Output the lines exactly, from the one where "Reproduce this screenshot" appears through the one where "string; child?: boolean" appears. Images are left out.
+++ MATERIAL PROVIDED +++
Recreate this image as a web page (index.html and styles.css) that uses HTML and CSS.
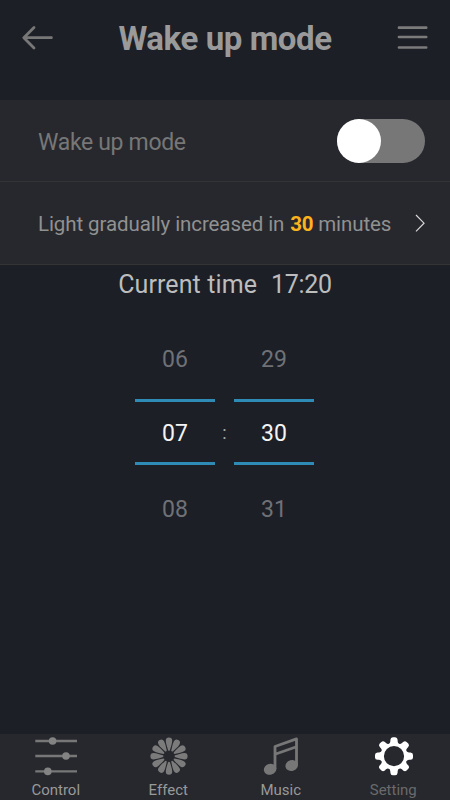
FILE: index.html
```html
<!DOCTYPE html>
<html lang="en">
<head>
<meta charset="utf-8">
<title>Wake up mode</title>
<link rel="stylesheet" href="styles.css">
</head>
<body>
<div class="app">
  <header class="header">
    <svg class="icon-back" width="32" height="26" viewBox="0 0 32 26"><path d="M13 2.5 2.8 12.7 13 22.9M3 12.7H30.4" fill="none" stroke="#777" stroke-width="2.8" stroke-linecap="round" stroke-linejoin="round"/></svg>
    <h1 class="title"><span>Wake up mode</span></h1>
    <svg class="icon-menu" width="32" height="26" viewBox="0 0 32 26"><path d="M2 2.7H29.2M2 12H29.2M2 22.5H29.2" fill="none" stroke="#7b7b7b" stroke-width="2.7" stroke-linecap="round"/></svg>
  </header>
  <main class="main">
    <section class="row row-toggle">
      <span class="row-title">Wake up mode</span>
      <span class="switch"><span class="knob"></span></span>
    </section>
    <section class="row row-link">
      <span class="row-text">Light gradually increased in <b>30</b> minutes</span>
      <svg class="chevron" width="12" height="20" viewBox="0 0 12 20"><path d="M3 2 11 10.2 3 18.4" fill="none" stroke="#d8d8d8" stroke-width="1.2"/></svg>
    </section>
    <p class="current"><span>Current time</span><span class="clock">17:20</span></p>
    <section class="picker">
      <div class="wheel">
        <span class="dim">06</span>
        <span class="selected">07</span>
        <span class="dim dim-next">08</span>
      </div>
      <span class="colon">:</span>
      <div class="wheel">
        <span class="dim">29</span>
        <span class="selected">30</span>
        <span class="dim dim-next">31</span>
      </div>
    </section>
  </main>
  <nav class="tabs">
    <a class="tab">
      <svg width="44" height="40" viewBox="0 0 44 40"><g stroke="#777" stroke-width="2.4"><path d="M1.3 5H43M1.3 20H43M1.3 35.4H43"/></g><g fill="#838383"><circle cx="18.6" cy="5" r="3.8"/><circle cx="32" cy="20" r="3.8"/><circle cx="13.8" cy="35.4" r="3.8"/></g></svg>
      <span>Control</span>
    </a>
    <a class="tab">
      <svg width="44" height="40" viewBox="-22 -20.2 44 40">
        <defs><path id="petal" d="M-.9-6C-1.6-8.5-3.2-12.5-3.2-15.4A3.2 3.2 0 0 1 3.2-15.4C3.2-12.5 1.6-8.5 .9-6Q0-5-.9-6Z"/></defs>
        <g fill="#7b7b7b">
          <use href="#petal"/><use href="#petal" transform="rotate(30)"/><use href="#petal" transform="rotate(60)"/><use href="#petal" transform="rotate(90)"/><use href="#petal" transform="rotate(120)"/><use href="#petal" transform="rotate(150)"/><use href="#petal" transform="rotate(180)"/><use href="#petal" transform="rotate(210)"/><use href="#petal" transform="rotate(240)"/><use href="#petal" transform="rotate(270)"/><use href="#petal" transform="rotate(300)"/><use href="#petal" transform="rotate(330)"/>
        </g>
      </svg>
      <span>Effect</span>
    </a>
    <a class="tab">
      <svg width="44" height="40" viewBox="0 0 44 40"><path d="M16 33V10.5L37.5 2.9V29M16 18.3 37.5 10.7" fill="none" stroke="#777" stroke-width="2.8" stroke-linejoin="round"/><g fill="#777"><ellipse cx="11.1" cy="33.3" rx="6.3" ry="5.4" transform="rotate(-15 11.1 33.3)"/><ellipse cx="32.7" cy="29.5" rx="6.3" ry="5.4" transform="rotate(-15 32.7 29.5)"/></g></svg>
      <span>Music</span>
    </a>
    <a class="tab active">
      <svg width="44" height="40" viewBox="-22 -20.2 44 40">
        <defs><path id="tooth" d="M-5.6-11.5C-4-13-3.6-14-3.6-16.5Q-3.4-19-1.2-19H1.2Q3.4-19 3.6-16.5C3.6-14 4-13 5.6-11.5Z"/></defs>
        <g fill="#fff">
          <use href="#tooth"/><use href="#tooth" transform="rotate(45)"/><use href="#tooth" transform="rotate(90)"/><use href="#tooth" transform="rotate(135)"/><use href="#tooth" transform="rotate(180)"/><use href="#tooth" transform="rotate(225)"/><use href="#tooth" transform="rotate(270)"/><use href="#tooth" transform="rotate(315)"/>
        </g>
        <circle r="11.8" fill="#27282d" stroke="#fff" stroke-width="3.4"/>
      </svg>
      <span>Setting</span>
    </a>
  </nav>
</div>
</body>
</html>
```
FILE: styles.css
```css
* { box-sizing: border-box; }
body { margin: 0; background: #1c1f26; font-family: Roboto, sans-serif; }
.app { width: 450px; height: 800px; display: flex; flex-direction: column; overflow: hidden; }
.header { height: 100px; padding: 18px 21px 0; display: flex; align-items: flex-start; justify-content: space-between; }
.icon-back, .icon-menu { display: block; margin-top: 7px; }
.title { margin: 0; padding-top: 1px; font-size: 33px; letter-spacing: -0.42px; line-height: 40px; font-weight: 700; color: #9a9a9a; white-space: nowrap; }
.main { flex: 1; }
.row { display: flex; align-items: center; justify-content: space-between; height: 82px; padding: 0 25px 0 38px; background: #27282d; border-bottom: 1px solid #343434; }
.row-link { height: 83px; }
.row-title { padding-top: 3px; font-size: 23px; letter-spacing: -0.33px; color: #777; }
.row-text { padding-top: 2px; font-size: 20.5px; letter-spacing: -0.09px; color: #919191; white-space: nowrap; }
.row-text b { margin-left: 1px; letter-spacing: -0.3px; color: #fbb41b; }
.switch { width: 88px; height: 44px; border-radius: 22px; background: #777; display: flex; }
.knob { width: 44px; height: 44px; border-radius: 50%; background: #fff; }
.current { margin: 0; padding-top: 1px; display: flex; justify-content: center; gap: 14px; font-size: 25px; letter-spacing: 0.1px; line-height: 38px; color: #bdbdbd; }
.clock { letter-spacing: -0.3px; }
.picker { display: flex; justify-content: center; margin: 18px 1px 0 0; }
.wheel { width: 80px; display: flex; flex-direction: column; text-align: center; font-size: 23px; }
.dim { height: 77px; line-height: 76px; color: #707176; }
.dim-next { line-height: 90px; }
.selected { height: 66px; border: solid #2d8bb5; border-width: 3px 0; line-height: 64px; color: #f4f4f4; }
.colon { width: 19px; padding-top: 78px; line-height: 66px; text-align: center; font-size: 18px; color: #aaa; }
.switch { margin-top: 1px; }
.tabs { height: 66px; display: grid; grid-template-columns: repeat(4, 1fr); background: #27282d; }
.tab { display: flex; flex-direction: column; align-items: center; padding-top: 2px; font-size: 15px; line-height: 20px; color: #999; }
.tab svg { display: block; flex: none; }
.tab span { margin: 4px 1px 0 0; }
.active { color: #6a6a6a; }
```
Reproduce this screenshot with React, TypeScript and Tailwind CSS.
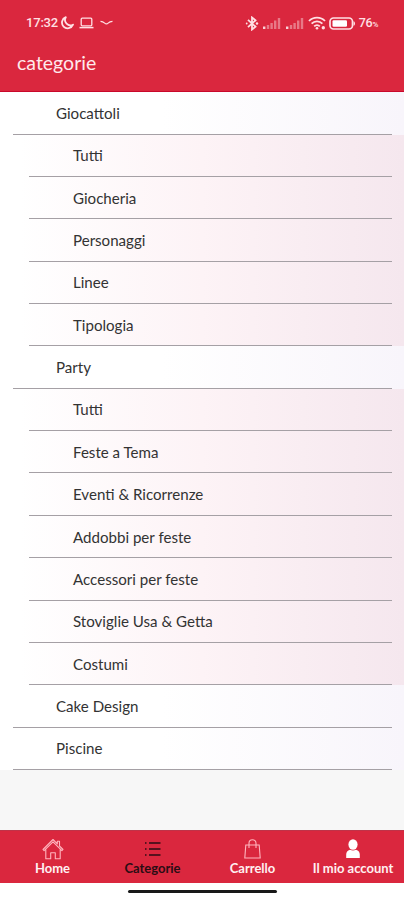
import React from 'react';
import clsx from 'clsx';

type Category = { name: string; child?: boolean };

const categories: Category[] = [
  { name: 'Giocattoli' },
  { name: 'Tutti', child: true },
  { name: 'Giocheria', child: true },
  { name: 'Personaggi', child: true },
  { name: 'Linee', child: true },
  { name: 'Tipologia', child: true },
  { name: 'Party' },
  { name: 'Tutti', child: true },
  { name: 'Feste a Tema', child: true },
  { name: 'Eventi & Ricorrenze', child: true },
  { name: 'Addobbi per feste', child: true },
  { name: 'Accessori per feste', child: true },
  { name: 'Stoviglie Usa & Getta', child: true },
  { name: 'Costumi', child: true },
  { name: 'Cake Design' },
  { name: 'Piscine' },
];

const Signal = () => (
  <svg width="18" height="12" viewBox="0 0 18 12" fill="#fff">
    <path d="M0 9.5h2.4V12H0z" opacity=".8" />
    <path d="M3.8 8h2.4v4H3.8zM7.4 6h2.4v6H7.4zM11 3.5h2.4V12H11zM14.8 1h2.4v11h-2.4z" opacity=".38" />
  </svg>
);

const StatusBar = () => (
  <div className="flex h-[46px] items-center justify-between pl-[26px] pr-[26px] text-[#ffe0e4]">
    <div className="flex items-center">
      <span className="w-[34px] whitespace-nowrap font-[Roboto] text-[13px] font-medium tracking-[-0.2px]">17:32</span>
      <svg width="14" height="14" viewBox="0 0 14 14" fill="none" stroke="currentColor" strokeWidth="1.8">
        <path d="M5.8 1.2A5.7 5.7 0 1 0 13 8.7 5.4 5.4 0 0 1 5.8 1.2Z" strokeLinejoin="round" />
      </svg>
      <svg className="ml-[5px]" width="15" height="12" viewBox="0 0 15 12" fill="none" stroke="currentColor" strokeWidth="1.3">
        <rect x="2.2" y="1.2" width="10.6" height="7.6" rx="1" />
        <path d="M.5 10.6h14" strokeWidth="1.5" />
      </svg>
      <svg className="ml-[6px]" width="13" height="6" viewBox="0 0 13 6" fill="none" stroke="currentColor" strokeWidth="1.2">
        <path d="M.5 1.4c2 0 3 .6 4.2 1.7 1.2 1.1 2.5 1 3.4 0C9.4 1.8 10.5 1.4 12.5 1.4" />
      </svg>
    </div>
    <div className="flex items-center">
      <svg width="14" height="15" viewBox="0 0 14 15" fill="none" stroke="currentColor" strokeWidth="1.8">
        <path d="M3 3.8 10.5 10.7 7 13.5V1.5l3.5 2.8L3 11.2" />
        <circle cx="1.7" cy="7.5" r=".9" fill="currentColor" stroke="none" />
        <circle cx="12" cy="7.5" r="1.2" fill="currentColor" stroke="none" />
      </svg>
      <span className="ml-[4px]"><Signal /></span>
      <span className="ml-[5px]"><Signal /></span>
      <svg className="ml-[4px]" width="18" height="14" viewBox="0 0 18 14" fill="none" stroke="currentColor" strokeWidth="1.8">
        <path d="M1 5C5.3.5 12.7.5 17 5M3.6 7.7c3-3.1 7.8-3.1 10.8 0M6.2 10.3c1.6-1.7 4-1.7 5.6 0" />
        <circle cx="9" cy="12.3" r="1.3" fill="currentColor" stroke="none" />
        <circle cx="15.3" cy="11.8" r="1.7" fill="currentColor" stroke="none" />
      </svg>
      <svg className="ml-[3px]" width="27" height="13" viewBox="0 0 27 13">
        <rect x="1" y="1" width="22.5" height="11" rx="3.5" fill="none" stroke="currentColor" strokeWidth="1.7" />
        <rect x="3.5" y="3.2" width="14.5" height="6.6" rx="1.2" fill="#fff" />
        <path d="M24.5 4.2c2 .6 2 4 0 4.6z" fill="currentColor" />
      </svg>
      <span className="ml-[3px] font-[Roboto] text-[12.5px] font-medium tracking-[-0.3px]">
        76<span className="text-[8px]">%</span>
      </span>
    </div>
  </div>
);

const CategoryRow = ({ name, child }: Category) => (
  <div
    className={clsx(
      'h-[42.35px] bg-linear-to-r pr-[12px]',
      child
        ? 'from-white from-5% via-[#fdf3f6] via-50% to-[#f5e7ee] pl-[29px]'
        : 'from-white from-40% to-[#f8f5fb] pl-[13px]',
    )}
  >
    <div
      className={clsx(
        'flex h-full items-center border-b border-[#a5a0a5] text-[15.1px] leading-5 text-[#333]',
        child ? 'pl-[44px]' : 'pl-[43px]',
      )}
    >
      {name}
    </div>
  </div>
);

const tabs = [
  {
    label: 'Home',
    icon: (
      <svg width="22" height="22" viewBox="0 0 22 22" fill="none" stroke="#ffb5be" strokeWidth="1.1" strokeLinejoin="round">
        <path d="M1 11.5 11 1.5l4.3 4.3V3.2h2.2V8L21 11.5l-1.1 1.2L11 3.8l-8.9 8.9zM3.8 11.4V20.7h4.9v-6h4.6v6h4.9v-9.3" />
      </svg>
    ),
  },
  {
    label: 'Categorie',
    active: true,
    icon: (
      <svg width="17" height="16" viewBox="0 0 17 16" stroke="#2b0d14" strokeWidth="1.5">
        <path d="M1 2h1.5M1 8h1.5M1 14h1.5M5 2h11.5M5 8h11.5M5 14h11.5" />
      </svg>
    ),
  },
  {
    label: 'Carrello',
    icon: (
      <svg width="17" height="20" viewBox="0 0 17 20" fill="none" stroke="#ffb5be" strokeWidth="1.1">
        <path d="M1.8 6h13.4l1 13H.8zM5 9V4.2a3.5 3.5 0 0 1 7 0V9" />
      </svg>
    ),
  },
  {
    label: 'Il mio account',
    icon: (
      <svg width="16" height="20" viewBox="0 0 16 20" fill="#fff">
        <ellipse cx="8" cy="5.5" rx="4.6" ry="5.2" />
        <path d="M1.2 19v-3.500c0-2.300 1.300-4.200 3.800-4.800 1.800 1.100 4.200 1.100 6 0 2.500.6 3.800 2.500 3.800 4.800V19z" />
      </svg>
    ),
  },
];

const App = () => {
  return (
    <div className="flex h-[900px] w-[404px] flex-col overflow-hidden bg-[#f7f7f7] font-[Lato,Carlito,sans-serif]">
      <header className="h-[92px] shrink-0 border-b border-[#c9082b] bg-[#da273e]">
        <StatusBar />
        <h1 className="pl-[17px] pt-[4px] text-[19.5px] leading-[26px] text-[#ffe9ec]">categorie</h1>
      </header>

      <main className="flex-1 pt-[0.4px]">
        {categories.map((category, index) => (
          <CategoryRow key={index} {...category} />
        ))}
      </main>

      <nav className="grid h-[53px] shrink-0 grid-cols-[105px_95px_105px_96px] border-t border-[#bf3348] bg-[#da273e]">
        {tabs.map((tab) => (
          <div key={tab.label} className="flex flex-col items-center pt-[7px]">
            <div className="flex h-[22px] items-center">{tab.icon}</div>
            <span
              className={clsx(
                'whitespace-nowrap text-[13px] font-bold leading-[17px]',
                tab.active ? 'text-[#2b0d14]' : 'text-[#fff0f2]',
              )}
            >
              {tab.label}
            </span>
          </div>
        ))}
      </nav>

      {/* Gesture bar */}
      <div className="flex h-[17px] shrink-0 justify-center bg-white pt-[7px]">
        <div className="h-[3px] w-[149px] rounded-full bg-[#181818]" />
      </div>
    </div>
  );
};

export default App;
+++
IN RESPONSE:
Reproduce this screenshot with React, TypeScript and Tailwind CSS.
import React from 'react';
import clsx from 'clsx';

type Category = { name: string; child?: boolean };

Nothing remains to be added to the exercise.